- _PROBLEM DESCRIPTION_: Check every line below for the word "styled" and show those that hold it.

···

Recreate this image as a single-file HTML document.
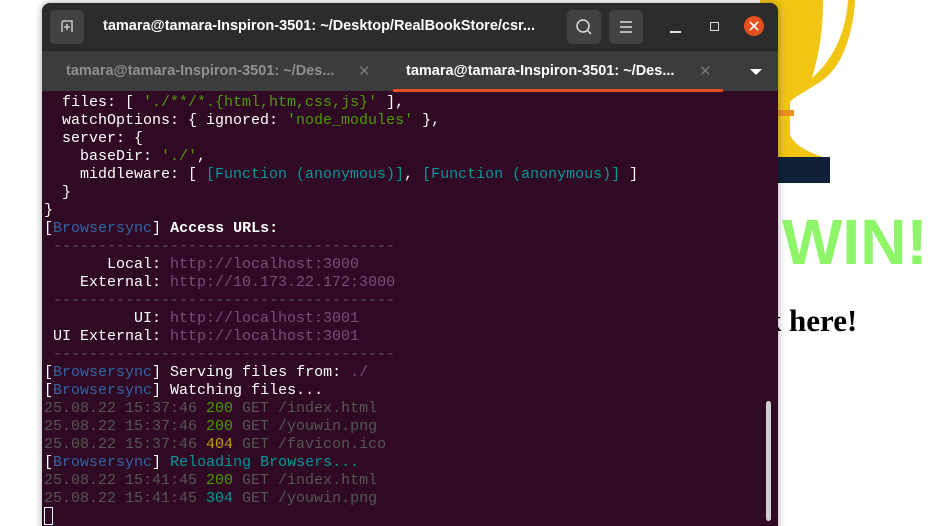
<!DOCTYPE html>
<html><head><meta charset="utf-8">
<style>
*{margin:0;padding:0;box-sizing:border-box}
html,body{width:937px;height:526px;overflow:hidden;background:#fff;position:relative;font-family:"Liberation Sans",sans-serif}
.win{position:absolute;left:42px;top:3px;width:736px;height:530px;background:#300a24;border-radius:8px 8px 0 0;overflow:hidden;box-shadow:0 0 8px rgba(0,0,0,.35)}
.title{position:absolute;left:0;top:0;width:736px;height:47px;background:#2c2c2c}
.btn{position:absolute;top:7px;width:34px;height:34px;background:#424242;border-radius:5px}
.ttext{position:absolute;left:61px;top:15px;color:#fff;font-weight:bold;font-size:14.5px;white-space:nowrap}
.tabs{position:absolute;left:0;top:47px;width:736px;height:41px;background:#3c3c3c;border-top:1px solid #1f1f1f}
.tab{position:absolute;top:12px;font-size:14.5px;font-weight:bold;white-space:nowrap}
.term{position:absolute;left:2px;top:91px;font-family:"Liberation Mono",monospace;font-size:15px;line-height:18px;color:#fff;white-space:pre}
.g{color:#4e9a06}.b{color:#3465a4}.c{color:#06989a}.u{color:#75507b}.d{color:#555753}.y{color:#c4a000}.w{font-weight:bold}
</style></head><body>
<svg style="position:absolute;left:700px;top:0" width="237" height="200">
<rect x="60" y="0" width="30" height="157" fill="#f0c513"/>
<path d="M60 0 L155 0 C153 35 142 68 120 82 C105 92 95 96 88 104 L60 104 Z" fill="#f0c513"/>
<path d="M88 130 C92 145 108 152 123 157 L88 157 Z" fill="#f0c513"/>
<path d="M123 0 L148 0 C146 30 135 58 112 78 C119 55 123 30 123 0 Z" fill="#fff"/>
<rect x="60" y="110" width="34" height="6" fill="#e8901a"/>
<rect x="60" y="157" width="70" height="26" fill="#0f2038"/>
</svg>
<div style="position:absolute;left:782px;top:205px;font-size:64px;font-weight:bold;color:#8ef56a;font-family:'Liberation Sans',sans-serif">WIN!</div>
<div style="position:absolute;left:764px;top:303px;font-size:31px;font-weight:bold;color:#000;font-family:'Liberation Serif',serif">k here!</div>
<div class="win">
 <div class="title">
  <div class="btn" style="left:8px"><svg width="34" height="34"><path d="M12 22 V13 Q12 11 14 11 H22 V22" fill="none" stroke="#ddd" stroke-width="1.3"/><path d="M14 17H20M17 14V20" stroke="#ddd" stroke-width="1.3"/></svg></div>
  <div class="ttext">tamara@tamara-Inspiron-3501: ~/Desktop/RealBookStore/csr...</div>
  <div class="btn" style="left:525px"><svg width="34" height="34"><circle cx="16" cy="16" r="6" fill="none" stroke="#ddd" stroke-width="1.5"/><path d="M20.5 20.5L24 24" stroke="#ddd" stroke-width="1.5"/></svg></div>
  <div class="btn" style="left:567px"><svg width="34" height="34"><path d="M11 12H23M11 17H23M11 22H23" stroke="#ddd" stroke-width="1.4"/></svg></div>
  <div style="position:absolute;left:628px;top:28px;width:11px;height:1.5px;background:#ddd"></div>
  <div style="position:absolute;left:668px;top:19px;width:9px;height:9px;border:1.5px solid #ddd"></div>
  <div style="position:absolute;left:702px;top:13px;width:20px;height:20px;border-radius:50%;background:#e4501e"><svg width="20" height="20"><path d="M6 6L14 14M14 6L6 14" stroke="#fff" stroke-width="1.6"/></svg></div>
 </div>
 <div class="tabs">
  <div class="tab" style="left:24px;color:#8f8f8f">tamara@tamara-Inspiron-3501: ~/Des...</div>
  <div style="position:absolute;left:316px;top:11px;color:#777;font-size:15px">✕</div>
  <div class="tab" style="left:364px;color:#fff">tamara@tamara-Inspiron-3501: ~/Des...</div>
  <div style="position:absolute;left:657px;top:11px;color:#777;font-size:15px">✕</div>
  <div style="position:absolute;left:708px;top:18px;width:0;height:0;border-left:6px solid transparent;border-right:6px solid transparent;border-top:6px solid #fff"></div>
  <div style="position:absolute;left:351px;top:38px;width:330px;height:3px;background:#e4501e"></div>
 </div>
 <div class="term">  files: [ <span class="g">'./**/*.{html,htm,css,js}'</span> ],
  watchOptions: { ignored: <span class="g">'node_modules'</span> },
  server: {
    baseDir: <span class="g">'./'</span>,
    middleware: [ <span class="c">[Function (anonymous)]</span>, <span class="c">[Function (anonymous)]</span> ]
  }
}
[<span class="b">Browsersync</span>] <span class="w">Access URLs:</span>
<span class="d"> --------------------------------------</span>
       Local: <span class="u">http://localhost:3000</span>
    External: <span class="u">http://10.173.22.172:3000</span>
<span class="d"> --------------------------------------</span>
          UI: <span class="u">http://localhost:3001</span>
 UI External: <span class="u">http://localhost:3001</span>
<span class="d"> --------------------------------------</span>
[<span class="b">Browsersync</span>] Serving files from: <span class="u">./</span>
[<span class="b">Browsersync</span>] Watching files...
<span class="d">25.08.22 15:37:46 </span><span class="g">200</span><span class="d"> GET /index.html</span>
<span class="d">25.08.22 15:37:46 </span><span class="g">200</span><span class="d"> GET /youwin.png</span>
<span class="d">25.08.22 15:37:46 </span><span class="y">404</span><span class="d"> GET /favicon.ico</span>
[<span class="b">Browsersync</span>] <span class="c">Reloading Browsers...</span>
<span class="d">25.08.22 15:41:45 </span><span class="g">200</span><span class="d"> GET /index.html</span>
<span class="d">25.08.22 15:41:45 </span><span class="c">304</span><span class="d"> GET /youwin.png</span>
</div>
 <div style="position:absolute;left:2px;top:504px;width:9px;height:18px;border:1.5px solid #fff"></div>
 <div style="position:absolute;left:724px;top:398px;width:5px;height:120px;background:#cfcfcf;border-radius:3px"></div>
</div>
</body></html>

···

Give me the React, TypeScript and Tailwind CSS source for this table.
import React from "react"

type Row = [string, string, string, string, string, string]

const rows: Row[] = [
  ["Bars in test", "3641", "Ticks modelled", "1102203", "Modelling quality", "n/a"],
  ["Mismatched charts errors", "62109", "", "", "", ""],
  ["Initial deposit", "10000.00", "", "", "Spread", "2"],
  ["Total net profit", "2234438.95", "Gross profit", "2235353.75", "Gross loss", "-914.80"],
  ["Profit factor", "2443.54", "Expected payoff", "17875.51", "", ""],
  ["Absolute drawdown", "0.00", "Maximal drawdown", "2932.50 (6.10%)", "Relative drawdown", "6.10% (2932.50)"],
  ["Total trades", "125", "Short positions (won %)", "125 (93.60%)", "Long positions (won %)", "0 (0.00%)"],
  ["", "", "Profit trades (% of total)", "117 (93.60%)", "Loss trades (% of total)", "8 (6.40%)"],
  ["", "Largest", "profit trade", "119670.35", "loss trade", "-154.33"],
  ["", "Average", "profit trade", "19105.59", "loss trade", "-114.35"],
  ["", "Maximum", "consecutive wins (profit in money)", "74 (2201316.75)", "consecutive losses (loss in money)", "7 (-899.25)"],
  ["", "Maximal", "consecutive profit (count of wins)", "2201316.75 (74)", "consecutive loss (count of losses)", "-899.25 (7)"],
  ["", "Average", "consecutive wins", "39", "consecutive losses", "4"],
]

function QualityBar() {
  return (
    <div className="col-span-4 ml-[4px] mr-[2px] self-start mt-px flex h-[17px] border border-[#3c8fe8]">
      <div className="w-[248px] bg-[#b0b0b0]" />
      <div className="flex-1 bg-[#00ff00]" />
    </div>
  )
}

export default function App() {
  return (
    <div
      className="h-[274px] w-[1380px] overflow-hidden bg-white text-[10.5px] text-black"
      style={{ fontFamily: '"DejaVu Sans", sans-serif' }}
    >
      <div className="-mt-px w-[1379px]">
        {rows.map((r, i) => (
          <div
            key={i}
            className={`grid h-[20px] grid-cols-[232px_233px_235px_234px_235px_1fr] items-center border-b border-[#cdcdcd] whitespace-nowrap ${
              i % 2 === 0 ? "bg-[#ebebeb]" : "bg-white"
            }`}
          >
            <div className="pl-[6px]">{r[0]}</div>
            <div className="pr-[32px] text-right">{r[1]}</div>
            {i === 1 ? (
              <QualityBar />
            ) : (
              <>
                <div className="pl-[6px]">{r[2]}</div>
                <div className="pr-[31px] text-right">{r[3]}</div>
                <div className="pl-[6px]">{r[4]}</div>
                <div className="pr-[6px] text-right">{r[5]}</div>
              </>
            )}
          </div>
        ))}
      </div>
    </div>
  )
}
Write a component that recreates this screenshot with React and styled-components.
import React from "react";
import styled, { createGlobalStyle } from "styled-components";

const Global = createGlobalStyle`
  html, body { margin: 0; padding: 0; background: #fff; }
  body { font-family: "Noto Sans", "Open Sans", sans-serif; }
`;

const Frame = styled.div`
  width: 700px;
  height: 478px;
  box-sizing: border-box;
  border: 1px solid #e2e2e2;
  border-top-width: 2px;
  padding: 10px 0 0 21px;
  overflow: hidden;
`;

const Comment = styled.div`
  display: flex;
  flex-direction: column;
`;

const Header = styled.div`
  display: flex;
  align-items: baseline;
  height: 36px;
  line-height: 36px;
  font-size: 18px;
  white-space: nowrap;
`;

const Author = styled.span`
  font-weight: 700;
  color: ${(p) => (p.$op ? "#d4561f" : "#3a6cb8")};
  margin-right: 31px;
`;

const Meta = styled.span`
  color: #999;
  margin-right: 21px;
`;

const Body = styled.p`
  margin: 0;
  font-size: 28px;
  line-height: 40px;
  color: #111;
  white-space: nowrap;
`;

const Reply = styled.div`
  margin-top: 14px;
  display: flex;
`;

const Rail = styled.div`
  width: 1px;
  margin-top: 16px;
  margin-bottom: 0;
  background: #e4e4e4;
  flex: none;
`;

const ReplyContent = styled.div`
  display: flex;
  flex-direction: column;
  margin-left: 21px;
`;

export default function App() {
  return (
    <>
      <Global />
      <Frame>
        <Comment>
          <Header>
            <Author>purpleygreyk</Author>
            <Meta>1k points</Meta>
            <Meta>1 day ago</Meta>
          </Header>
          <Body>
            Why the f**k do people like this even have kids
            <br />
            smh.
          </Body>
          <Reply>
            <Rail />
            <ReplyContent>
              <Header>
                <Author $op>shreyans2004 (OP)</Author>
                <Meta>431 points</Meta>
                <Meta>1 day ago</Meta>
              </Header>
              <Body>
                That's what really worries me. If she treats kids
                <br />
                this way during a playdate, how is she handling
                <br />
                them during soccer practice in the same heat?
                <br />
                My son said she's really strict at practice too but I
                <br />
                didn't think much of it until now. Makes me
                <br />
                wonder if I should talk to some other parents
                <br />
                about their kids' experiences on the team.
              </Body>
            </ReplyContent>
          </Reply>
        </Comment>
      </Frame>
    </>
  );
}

···

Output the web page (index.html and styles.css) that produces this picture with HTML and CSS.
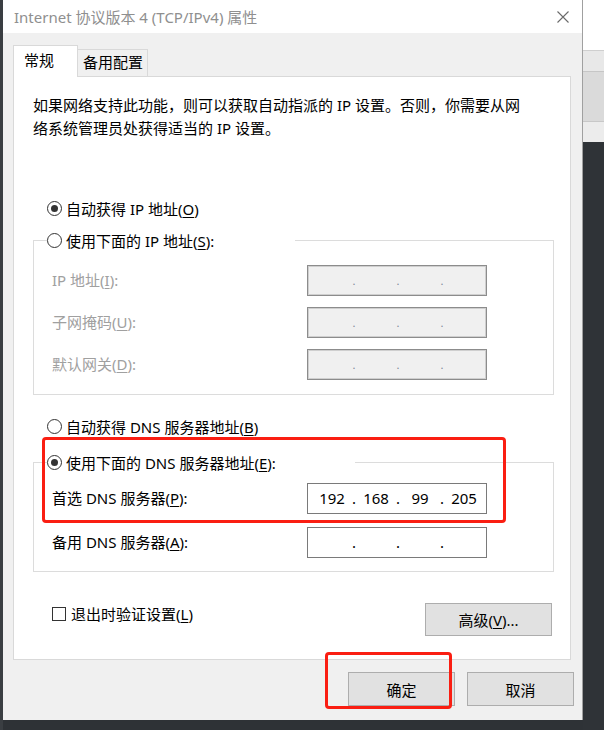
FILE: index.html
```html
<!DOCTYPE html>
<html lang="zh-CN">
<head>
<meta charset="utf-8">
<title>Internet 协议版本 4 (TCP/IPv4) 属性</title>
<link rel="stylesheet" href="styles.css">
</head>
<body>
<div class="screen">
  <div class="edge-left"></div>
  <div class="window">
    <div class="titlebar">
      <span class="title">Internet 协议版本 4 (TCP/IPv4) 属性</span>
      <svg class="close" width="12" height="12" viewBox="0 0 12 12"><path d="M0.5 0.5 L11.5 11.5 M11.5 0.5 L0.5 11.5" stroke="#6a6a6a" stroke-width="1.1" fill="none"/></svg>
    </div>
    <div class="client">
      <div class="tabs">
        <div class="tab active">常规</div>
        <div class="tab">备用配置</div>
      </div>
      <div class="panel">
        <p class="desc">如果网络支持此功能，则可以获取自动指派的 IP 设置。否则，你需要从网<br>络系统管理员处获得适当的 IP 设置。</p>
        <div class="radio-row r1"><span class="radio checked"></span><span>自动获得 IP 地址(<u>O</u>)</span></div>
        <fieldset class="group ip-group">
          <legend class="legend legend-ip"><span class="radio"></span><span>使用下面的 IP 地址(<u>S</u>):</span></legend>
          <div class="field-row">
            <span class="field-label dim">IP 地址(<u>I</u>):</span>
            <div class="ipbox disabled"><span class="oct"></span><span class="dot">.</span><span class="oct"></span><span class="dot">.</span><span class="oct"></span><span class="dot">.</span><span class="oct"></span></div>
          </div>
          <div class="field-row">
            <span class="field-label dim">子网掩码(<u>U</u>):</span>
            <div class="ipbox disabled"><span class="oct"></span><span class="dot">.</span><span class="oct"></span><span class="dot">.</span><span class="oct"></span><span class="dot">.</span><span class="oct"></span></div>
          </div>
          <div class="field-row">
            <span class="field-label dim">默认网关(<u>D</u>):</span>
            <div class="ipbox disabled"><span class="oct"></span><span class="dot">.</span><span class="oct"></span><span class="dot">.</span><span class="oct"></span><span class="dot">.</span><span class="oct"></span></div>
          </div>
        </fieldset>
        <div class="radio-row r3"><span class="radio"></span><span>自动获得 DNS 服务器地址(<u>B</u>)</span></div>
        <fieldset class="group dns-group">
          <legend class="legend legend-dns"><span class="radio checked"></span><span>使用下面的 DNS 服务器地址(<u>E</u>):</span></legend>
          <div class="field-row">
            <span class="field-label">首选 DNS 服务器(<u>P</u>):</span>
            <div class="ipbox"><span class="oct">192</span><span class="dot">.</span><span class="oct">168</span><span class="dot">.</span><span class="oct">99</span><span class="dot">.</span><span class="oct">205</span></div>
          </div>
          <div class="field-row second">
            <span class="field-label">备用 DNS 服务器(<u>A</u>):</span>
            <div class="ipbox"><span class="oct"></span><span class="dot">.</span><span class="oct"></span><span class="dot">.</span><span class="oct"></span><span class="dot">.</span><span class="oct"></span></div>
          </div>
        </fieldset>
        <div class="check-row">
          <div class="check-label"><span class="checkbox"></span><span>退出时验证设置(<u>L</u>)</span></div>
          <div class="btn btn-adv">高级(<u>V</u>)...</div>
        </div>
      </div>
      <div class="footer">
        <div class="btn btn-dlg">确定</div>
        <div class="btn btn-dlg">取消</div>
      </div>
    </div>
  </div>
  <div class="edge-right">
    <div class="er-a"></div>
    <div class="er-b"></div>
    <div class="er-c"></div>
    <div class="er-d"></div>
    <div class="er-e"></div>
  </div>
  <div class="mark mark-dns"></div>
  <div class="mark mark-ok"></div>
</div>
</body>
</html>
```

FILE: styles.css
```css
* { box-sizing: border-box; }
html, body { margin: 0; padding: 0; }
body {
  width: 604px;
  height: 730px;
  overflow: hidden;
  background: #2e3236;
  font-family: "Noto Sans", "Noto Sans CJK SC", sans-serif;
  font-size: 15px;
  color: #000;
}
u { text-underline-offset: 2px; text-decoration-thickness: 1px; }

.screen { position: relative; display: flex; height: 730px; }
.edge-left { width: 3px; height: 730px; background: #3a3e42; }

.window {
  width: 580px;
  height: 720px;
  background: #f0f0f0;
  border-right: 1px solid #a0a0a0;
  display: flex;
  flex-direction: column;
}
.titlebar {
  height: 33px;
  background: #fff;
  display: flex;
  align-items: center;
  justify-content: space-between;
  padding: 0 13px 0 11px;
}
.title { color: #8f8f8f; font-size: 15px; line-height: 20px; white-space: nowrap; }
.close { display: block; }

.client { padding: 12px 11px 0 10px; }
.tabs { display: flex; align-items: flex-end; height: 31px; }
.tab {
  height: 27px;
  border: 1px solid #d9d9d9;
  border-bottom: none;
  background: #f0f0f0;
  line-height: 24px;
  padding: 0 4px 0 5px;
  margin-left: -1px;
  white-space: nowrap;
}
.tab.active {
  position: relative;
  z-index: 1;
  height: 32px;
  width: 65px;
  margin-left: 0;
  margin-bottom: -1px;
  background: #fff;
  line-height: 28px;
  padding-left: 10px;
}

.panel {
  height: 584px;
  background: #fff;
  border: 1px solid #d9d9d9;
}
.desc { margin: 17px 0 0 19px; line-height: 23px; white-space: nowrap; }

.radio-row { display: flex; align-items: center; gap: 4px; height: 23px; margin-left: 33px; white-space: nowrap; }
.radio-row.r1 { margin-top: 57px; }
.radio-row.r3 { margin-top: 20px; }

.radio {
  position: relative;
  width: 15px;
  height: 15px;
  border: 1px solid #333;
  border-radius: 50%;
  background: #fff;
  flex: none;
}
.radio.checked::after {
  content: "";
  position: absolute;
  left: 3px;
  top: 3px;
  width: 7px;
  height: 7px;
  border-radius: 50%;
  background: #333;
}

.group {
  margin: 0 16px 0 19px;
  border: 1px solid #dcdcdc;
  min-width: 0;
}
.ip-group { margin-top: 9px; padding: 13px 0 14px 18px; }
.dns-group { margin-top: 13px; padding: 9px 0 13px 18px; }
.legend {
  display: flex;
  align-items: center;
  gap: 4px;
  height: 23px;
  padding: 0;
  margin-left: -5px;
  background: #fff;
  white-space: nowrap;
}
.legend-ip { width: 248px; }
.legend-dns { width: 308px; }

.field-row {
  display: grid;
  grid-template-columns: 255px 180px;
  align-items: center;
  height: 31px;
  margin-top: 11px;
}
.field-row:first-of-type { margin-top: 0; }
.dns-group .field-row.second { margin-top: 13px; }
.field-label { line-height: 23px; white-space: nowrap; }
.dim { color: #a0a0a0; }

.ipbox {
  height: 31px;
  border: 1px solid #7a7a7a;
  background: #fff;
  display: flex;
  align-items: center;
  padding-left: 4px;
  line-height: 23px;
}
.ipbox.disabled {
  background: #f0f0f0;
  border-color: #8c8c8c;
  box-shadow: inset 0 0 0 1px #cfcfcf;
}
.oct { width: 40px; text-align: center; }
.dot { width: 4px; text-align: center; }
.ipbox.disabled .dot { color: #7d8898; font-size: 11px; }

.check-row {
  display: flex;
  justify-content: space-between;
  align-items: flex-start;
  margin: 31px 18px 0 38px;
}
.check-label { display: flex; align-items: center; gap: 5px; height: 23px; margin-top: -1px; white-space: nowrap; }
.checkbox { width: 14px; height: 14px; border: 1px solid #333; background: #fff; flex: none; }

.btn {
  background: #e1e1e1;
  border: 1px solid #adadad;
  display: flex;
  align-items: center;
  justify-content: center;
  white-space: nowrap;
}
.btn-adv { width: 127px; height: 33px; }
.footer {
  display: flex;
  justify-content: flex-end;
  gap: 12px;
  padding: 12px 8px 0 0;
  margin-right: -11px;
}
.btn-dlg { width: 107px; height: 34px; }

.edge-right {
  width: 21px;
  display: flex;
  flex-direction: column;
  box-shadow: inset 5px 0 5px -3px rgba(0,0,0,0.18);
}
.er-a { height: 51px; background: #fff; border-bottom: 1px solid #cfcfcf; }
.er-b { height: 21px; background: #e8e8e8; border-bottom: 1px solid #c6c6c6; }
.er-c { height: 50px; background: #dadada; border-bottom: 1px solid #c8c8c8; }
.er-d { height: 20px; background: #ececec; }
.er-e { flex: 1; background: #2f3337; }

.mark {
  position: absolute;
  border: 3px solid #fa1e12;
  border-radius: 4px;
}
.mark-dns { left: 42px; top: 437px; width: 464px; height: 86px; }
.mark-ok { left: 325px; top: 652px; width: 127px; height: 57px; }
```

···

- _REPLY_:
Write a component that recreates this screenshot with React and styled-components.
import styled, { createGlobalStyle } from "styled-components";
const Frame = styled.div`
const Comment = styled.div`
const Header = styled.div`
const Author = styled.span`
const Meta = styled.span`
const Body = styled.p`
const Reply = styled.div`
const Rail = styled.div`
const ReplyContent = styled.div`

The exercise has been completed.